Critics Page
Criticism and Civility
Writing in the immediate aftermath of the U.S. presidential election, the craft of criticism feels more urgent than ever, a skill to continually hone at all costs. When I was first asked the question, “What is criticism?” upon entering the Art Writing MFA program at the School of Visual Arts five years ago, I’d suggested that good criticism, in the context of considering art, is a civility. To take time with a work in order to not only see it, but also to listen, taste, feel and really commune with it, is to provide the attention art deserves in order to ask critical questions and inspire provocative discourse.
I am a slow thinker, always have been, but I now receive information more quickly than ever before, as do we all. Debating whether this is a positive or negative state of affairs seems a moot point—our technological advances are here, they are entrenched, and we’ll not revert to older systems. The networks themselves are a neutral baseline anyway. What matters is how individuals deploy them, and here is where danger exists. Anyone can doctor a photograph, or create a meme, and send it out into the world via the Internet where the chance exists it will be seen by untold numbers of people. We see dozens of these images a day, and for many, it’s much simpler to see and believe rather than take the time to do the work of slow thinking and research in order to arrive at a critically informed position. The United States has just witnessed an unprecedented presidential election. The successor, our president-elect, ran a triumphant campaign built on images like these, which depict Mexicans and others of Latinx origin as rapists and freeloaders, Muslims as terrorists, blacks as gangsters, and women as commodities whose value is measured in body type (to name just a few).

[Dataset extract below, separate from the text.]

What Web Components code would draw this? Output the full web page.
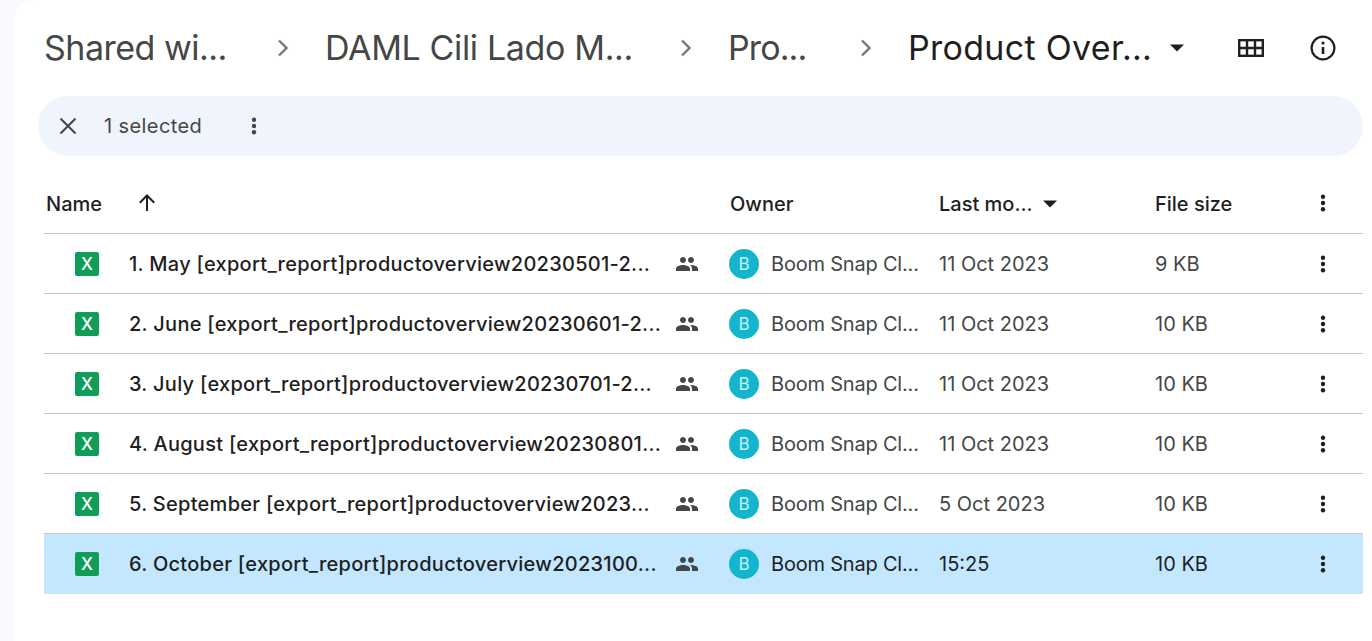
<!DOCTYPE html>
<html lang="en">
<head>
<meta charset="utf-8">
<title>Product Overview - Google Drive</title>
<style>
  html, body { margin: 0; height: 100%; background: #f8fafd; overflow: hidden; }
  body { font-family: Inter, "Noto Sans", sans-serif; }
</style>
</head>
<body>
<drive-panel>
  <drive-breadcrumbs>
    <drive-crumb style="width:251px;--track:-0.5px">Shared wi...</drive-crumb>
    <drive-crumb style="width:373px;--track:-0.35px">DAML Cili Lado M...</drive-crumb>
    <drive-crumb style="width:150px;--track:-0.9px">Pro...</drive-crumb>
    <drive-crumb current style="--track:0.3px">Product Over...</drive-crumb>
  </drive-breadcrumbs>
  <drive-selection-bar>1 selected</drive-selection-bar>
  <drive-list-header></drive-list-header>
  <drive-file-row name="1. May [export_report]productoverview20230501-2..." modified="11 Oct 2023" size="9 KB"></drive-file-row>
  <drive-file-row name="2. June [export_report]productoverview20230601-2..." modified="11 Oct 2023" size="10 KB"></drive-file-row>
  <drive-file-row name="3. July [export_report]productoverview20230701-2..." modified="11 Oct 2023" size="10 KB"></drive-file-row>
  <drive-file-row name="4. August [export_report]productoverview20230801..." modified="11 Oct 2023" size="10 KB"></drive-file-row>
  <drive-file-row name="5. September [export_report]productoverview2023..." modified="5 Oct 2023" size="10 KB"></drive-file-row>
  <drive-file-row selected name="6. October [export_report]productoverview2023100..." modified="15:25" size="10 KB"></drive-file-row>
</drive-panel>

<script type="module">
/* icons shared between components */
const DOTS = `<svg width="24" height="24" viewBox="0 0 24 24" fill="currentColor"><circle cx="12" cy="5.8" r="2.2"/><circle cx="12" cy="12" r="2.2"/><circle cx="12" cy="18.2" r="2.2"/></svg>`;
const CARET = `<svg width="24" height="24" viewBox="0 0 24 24" fill="currentColor"><path d="M5 8.5h14L12 15.5z"/></svg>`;
const CHEVRON = `<svg width="24" height="24" viewBox="0 0 24 24" fill="none" stroke="#747775" stroke-width="2.4"><path d="M8 4.5l7.5 7.5L8 19.5"/></svg>`;
const ROW_COLUMNS = 'grid-template-columns: 686px 209px 216px 1fr 40px 20px;';

class DrivePanel extends HTMLElement {
  constructor() {
    super();
    this.attachShadow({ mode: 'open' }).innerHTML = `
      <style>
        :host {
          display: block; box-sizing: border-box; height: 641px; margin-left: 14px;
          padding: 0 9px 0 30px; background: #fff; border-top-left-radius: 20px;
          color: #1f1f1f; overflow: hidden;
        }
      </style>
      <slot></slot>
    `;
  }
}
customElements.define('drive-panel', DrivePanel);

class DriveBreadcrumbs extends HTMLElement {
  constructor() {
    super();
    this.attachShadow({ mode: 'open' }).innerHTML = `
      <style>
        :host { display: flex; align-items: center; height: 96px; }
        .caret { display: flex; margin-left: 13px; color: #1f1f1f; }
        .grid { display: flex; margin-left: 48px; color: #1f1f1f; }
        .info { display: flex; margin-left: 44px; color: #1f1f1f; }
      </style>
      <slot></slot>
      <span class="caret">${CARET}</span>
      <span class="grid">
        <svg width="28" height="28" viewBox="0 0 28 28" fill="none" stroke="currentColor" stroke-width="2.4"><rect x="2.2" y="6.2" width="23.6" height="15.6"/><path d="M10 6v16M18 6v16M2 14h24"/></svg>
      </span>
      <span class="info">
        <svg width="28" height="28" viewBox="0 0 28 28" fill="none" stroke="currentColor" stroke-width="2.2"><circle cx="14" cy="14" r="11.4"/><path d="M14 13v7" stroke-width="2.6"/><circle cx="14" cy="9" r="1.6" fill="currentColor" stroke="none"/></svg>
      </span>
    `;
  }
}
customElements.define('drive-breadcrumbs', DriveBreadcrumbs);

class DriveCrumb extends HTMLElement {
  constructor() {
    super();
    const current = this.hasAttribute('current');
    this.attachShadow({ mode: 'open' }).innerHTML = `
      <style>
        :host {
          display: flex; align-items: center; justify-content: space-between; flex: none;
          margin-right: ${current ? 0 : 30}px;
          font-size: 34px; white-space: nowrap;
          color: ${current ? '#1f1f1f' : '#444746'};
        }
        .text { letter-spacing: var(--track, 0); padding-bottom: 2px; }
        svg { display: block; }
      </style>
      <span class="text"><slot></slot></span>
      ${current ? '' : CHEVRON}
    `;
  }
}
customElements.define('drive-crumb', DriveCrumb);

class DriveSelectionBar extends HTMLElement {
  constructor() {
    super();
    this.attachShadow({ mode: 'open' }).innerHTML = `
      <style>
        :host {
          display: flex; align-items: center; height: 60px; margin-left: -6px;
          padding-left: 18px; border-radius: 30px; background: #f0f4fc;
          color: #444746; font-size: 20px;
        }
        .close { display: flex; margin-right: 24px; }
        .label { width: 138px; letter-spacing: 0.4px; }
        .dots { display: flex; }
      </style>
      <span class="close">
        <svg width="24" height="24" viewBox="0 0 24 24" fill="none" stroke="currentColor" stroke-width="2"><path d="M4.5 4.5l15 15M19.5 4.5l-15 15"/></svg>
      </span>
      <span class="label"><slot></slot></span>
      <span class="dots">${DOTS}</span>
    `;
  }
}
customElements.define('drive-selection-bar', DriveSelectionBar);

class DriveListHeader extends HTMLElement {
  constructor() {
    super();
    this.attachShadow({ mode: 'open' }).innerHTML = `
      <style>
        :host {
          display: grid; ${ROW_COLUMNS} align-items: center; height: 78px; padding-top: 18px;
          box-sizing: border-box; border-bottom: 1px solid #c7c7c7;
          color: #1f1f1f; font-size: 20px; font-weight: 500;
        }
        .cell { display: flex; align-items: center; }
        .name { padding-left: 2px; }
        .sort { display: flex; margin-top: -2px; margin-left: 33px; }
        .caret { display: flex; margin-left: 5px; }
        .more { display: flex; justify-content: center; grid-column: 5; margin-top: -2px; }
      </style>
      <div class="cell name">Name
        <span class="sort"><svg width="24" height="24" viewBox="0 0 24 24" fill="none" stroke="currentColor" stroke-width="2"><path d="M12 20V4.5M4.8 11.7L12 4.5l7.2 7.2"/></svg></span>
      </div>
      <div class="cell">Owner</div>
      <div class="cell">Last mo...<span class="caret">${CARET}</span></div>
      <div class="cell">File size</div>
      <div class="more">${DOTS}</div>
    `;
  }
}
customElements.define('drive-list-header', DriveListHeader);

class DriveFileRow extends HTMLElement {
  connectedCallback() {
    if (this.shadowRoot) return;
    const selected = this.hasAttribute('selected');
    const text = selected ? '#1f1f1f' : '#444746';
    this.attachShadow({ mode: 'open' }).innerHTML = `
      <style>
        :host {
          display: grid; ${ROW_COLUMNS} align-items: center; height: 60px;
          box-sizing: border-box; border-bottom: ${selected ? 0 : '1px solid #c7c7c7'};
          background: ${selected ? '#c2e7ff' : 'transparent'};
          color: ${text}; font-size: 20px; white-space: nowrap;
        }
        .name-cell { display: flex; align-items: center; padding-left: 31px; }
        .xls {
          flex: none; display: flex; align-items: center; justify-content: center;
          width: 24px; height: 24px; border-radius: 2px; background: #0f9d58;
          color: #fff; font-size: 17px; font-weight: 500;
        }
        .name { flex: 1; margin-left: 30px; color: #1f1f1f; font-weight: 500; letter-spacing: 0.27px; }
        .shared { display: flex; color: #444746; margin-left: auto; padding-right: 31px; }
        .owner { display: flex; align-items: center; margin-left: -1px; letter-spacing: -0.2px; }
        .avatar {
          display: flex; align-items: center; justify-content: center; flex: none;
          width: 30px; height: 30px; border-radius: 50%; background: #12b5cb;
          color: #c5eff5; font-size: 17px; margin-right: 12px;
        }
        .more { display: flex; justify-content: center; grid-column: 5; color: #1f1f1f; }
      </style>
      <div class="name-cell">
        <span class="xls">X</span>
        <span class="name">${this.getAttribute('name')}</span>
        <span class="shared"><svg width="24" height="24" viewBox="0 0 24 24" fill="currentColor"><path d="M16 11c1.66 0 2.99-1.34 2.99-3S17.66 5 16 5s-3 1.34-3 3 1.34 3 3 3zm-8 0c1.66 0 2.99-1.34 2.99-3S9.66 5 8 5 5 6.34 5 8s1.34 3 3 3zm0 2c-2.33 0-7 1.17-7 3.5V19h14v-2.5C15 14.17 10.33 13 8 13zm8 0c-.29 0-.62.02-.97.05 1.16.84 1.97 1.97 1.97 3.45V19h6v-2.5c0-2.33-4.67-3.5-7-3.5z"/></svg></span>
      </div>
      <div class="owner"><span class="avatar">B</span>Boom Snap Cl...</div>
      <div>${this.getAttribute('modified')}</div>
      <div>${this.getAttribute('size')}</div>
      <div class="more">${DOTS}</div>
    `;
  }
}
customElements.define('drive-file-row', DriveFileRow);
</script>
</body>
</html>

As art writers, we have a specialized knowledge of, and a particular interest in what images have the power to accomplish. Our task in the coming years will be to wade through the morass of information, discern what is fact from what is a lie, and examine it from all angles in order to come to an enlightened viewpoint, rooted in truth. Then, we’ll need to encourage others to do the same, utilizing every channel available in order to counterattack the deception that besieges us.
Criticism is a civility. I do still believe that. But compassion and grace are being filtered from our culture like sand through a sieve, and so I think my five-year-old statement needs revision into something more burning, something graver. Critical thinking, and the writing it produces, has now become a matter of life and death.